Monday morning in the city of Montreal saw a fan base still reverberating from a lackluster performance by their hometown heroes, Saturday night at the Bell Centre. The Twitterverse and airwaves of the city were alight with discussions about how to fix the multiple problems that are ailing the Canadiens.
More specifically, the Habs have gone 3-for-47 on the power play so far this season, have a defensive core that, to a large degree, looks slow and aging, an offense that has only produced five goals over the last four games, a first and second line that are firing blanks, an inability to find a suitable top-six winger to play on the second line, and only one “W” in their last three outings.
To say that that they have some major issues to contend with, despite their 8-4-1 record, would be an understatement.
Taking the pulse of the fan base over the last few days and even asking them what they would do to spark Scott Gomez and Brian Gionta, the most common complaints I heard have been aimed at head coach, Jacques Martin.
Martin, who is not known to be a panicky person by nature, has been shuffling his lines like a jittery drug addict trying to get the crack in his pipe.
While there is something to be said about switching things up when they are not working, trying a player for a shift or two and hoping it yields results seems more like folly than the methodical actions of a master tactician.
Right now, Martin looks like he is creating his lines combinations like dice in a game of Yatzee. Scooping up the players in seemingly random order, giving them a shake, and then tossing them onto to the ice, hands rubbing together in anticipation of what the result will be. But at least they’re all comfortable in their velvety-soft container.
On the back end, we have seen the usually solid defensive duo of Hal Gill and Josh Gorges struggle and the coach separated in consequence. While there is no question that these two haven’t played their best hockey so far—Gill is a minus-five and Gorges is a minus-two—there is something to be said about familiarity and letting two veterans work out their issues on the ice.
Gill was paired with P.K. Subban on Saturday and that duo didn’t fare much better. Andrei Markov looked good with Gorges, but who knows if Coach Martin is going to keep them together.
While there are problems on the back end, the forward ranks are completely in shambles.
Gionta has finally been moved off of Gomez’s wing onto the top line with Tomas Plekanec and Michael Cammalleri. That line looks like they will stay together, at least for tonight’s tilt against the Canucks, and given more than a few shifts together should be able to produce offense.

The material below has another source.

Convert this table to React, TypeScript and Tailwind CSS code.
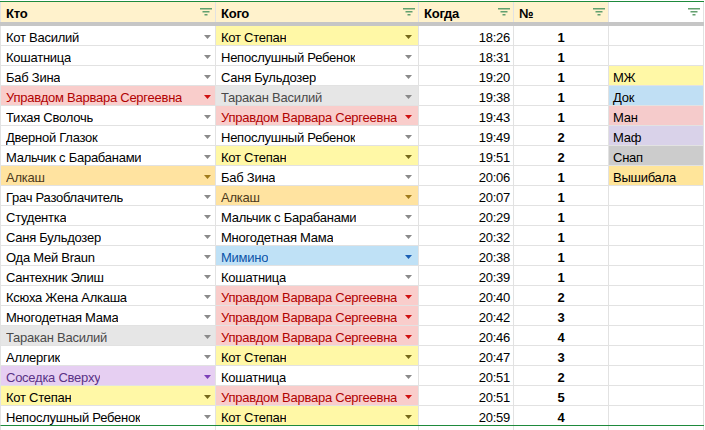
type Tone = "w" | "y" | "r" | "g" | "o" | "b" | "p";

const tones: Record<Tone, { cell: string; arrow: string }> = {
  w: { cell: "bg-white text-black", arrow: "#8a8a8a" },
  y: { cell: "bg-[#fff8a6] text-black", arrow: "#75681a" },
  r: { cell: "bg-[#f9cdcb] text-[#b10202]", arrow: "#d01010" },
  g: { cell: "bg-[#e6e6e6] text-[#4a4a4a]", arrow: "#8a8a8a" },
  o: { cell: "bg-[#ffe3a0] text-[#4d3a1c]", arrow: "#a17b1b" },
  b: { cell: "bg-[#bfe1f6] text-[#0a53a8]", arrow: "#1a5fb4" },
  p: { cell: "bg-[#e6cff2] text-[#5a3286]", arrow: "#7b3fb8" },
};

const legendBg: Record<string, string> = {
  МЖ: "bg-[#fff8a6]",
  Док: "bg-[#c0dff4]",
  Ман: "bg-[#f5cbcb]",
  Маф: "bg-[#d9d2e9]",
  Снап: "bg-[#cccccc]",
  Вышибала: "bg-[#ffe59a]",
};

type Row = [string, Tone, string, Tone, string, number, string?];

const rows: Row[] = [
  ["Кот Василий", "w", "Кот Степан", "y", "18:26", 1],
  ["Кошатница", "w", "Непослушный Ребенок", "w", "18:31", 1],
  ["Баб Зина", "w", "Саня Бульдозер", "w", "19:20", 1, "МЖ"],
  ["Управдом Варвара Сергеевна", "r", "Таракан Василий", "g", "19:38", 1, "Док"],
  ["Тихая Сволочь", "w", "Управдом Варвара Сергеевна", "r", "19:43", 1, "Ман"],
  ["Дверной Глазок", "w", "Непослушный Ребенок", "w", "19:49", 2, "Маф"],
  ["Мальчик с Барабанами", "w", "Кот Степан", "y", "19:51", 2, "Снап"],
  ["Алкаш", "o", "Баб Зина", "w", "20:06", 1, "Вышибала"],
  ["Грач Разоблачитель", "w", "Алкаш", "o", "20:07", 1],
  ["Студентка", "w", "Мальчик с Барабанами", "w", "20:29", 1],
  ["Саня Бульдозер", "w", "Многодетная Мама", "w", "20:32", 1],
  ["Ода Мей Braun", "w", "Мимино", "b", "20:38", 1],
  ["Сантехник Элиш", "w", "Кошатница", "w", "20:39", 1],
  ["Ксюха Жена Алкаша", "w", "Управдом Варвара Сергеевна", "r", "20:40", 2],
  ["Многодетная Мама", "w", "Управдом Варвара Сергеевна", "r", "20:42", 3],
  ["Таракан Василий", "g", "Управдом Варвара Сергеевна", "r", "20:46", 4],
  ["Аллергик", "w", "Кот Степан", "y", "20:47", 3],
  ["Соседка Сверху", "p", "Кошатница", "w", "20:51", 2],
  ["Кот Степан", "y", "Управдом Варвара Сергеевна", "r", "20:51", 5],
  ["Непослушный Ребенок", "w", "Кот Степан", "y", "20:59", 4],
];

const cols = "grid grid-cols-[215px_203px_95px_95px_95px]";

const FilterIcon = () => (
  <svg width="12" height="8" viewBox="0 0 12 8" className="self-center mb-[-1px] shrink-0">
    <rect x="0" y="0" width="12" height="1.5" fill="#62a06e" />
    <rect x="2.5" y="3" width="7" height="1.5" fill="#62a06e" />
    <rect x="4.5" y="6" width="3" height="1.5" fill="#62a06e" />
  </svg>
);

const Arrow = ({ color }: { color: string }) => (
  <svg width="7" height="4" viewBox="0 0 7 4" className="self-center mt-[2px] shrink-0">
    <path d="M0 0h7L3.5 4z" fill={color} />
  </svg>
);

const Chip = ({ text, tone, pr }: { text: string; tone: Tone; pr: string }) => (
  <div className={`flex items-end justify-between gap-1 pl-[5px] ${pr} border-r border-[#e2e2e2] ${tones[tone].cell}`}>
    <span className="whitespace-nowrap overflow-hidden">{text}</span>
    <Arrow color={tones[tone].arrow} />
  </div>
);

const HeadCell = ({ label, bg }: { label: string; bg: string }) => (
  <div className={`flex items-end justify-between pl-[5px] pr-[3px] pb-px font-bold border-r border-[#e2e2e2] ${bg}`}>
    <span>{label}</span>
    <FilterIcon />
  </div>
);

export default function App() {
  return (
    <div className="w-[705px] h-[430px] overflow-hidden bg-white text-[13px] leading-[15px] tracking-[-0.25px] text-black font-['Liberation_Sans',Arial,sans-serif]">
      <div className="w-[704px] border-t border-white">
        <div className="h-px bg-[#1e8a3c]" />
        {/* header */}
        <div className={`${cols} h-[20px] border-l border-[#e2e2e2]`}>
          <HeadCell label="Кто" bg="bg-[#fff2cc]" />
          <HeadCell label="Кого" bg="bg-[#fff2cc]" />
          <HeadCell label="Когда" bg="bg-[#fff2cc]" />
          <HeadCell label="№" bg="bg-[#fff2cc]" />
          <HeadCell label="" bg="bg-white" />
        </div>
        <div className="h-[4px] bg-[#c6c6c6]" />

        {/* data */}
        {rows.map(([who, wt, whom, mt, time, n, legend], i) => (
          <div
            key={i}
            className={`${cols} h-[20px] border-l border-[#e2e2e2] border-b ${
              i === rows.length - 1 ? "border-b-[#1e8a3c]" : "border-b-[#e2e2e2]"
            }`}
          >
            <Chip text={who} tone={wt} pr="pr-[4px]" />
            <Chip text={whom} tone={mt} pr="pr-[6px]" />
            <div className="flex items-end justify-end pr-[3px] border-r border-[#e2e2e2]">{time}</div>
            <div className="flex items-end justify-center font-bold border-r border-[#e2e2e2]">{n}</div>
            <div
              className={`flex items-end pl-[4px] border-r border-[#e2e2e2] ${
                legend ? legendBg[legend] : "bg-white"
              }`}
            >
              {legend ?? ""}
            </div>
          </div>
        ))}

        {/* start of next row */}
        <div className={`${cols} h-[10px] border-l border-[#e2e2e2]`}>
          {[0, 1, 2, 3, 4].map((k) => (
            <div key={k} className="border-r border-[#e2e2e2]" />
          ))}
        </div>
      </div>
    </div>
  );
}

The second line, anchored by Gomez, will have Andrei Kostitsyn on one side and Maxim Lapierre on the other. Like Travis Moen and Tom Pyatt before him, Lapierre will be a stop-gap solution at best. Sure, his combination of grit, speed and skill should be a decent complement for Gomez, but let’s not forget that with one goal, one assist, and a minus-four rating, Lapierre hasn’t exactly been ripping it up.
Lars Eller will be back in the lineup as the third line center, tonight, one game after being a healthy scratch—and getting no explanation from the coaching staff as to why—and a day after the Canadiens waived Dustin Boyd.
Was the Boyd move intended to create cap space for a trade or a roster spot for a call up? My Hockeybuzz.com colleagues Eric Engels and Steven Hindle break this one down pretty well. In a few more hours we’ll find out if anyone claims Boyd or if he is eligible to go down to Hamilton.
In the net tonight, Carey Price will be getting his 14th start of the season tonight against Montreal-native Roberto Luongo for Vancouver.
The Canucks are a team on fire, having won six straight games and have 18 points in the standings—one more than Montreal.
The Habs had better stay out of the penalty box tonight because the Canucks have the number one ranked power play in the league, operating at a searing 29.4 percent efficiency rate. Let’s hope the Habs watched a lot of tape of Vancouver’s power play in action in order to a) learn how to stop it and b) learn how a useful power play is supposed to be executed.
The one caveat to a game that looks all but lost, on paper, is that the Canadiens made a habit of playing better against the elite teams in the league last season. Sure, they’d lose to the cellar dwellers, but they would rise to the occasion against the best in the league.
We’ll see if Martin’s lineup changes pay dividends tonight. Puck drops at 7:38 p.m.-ish.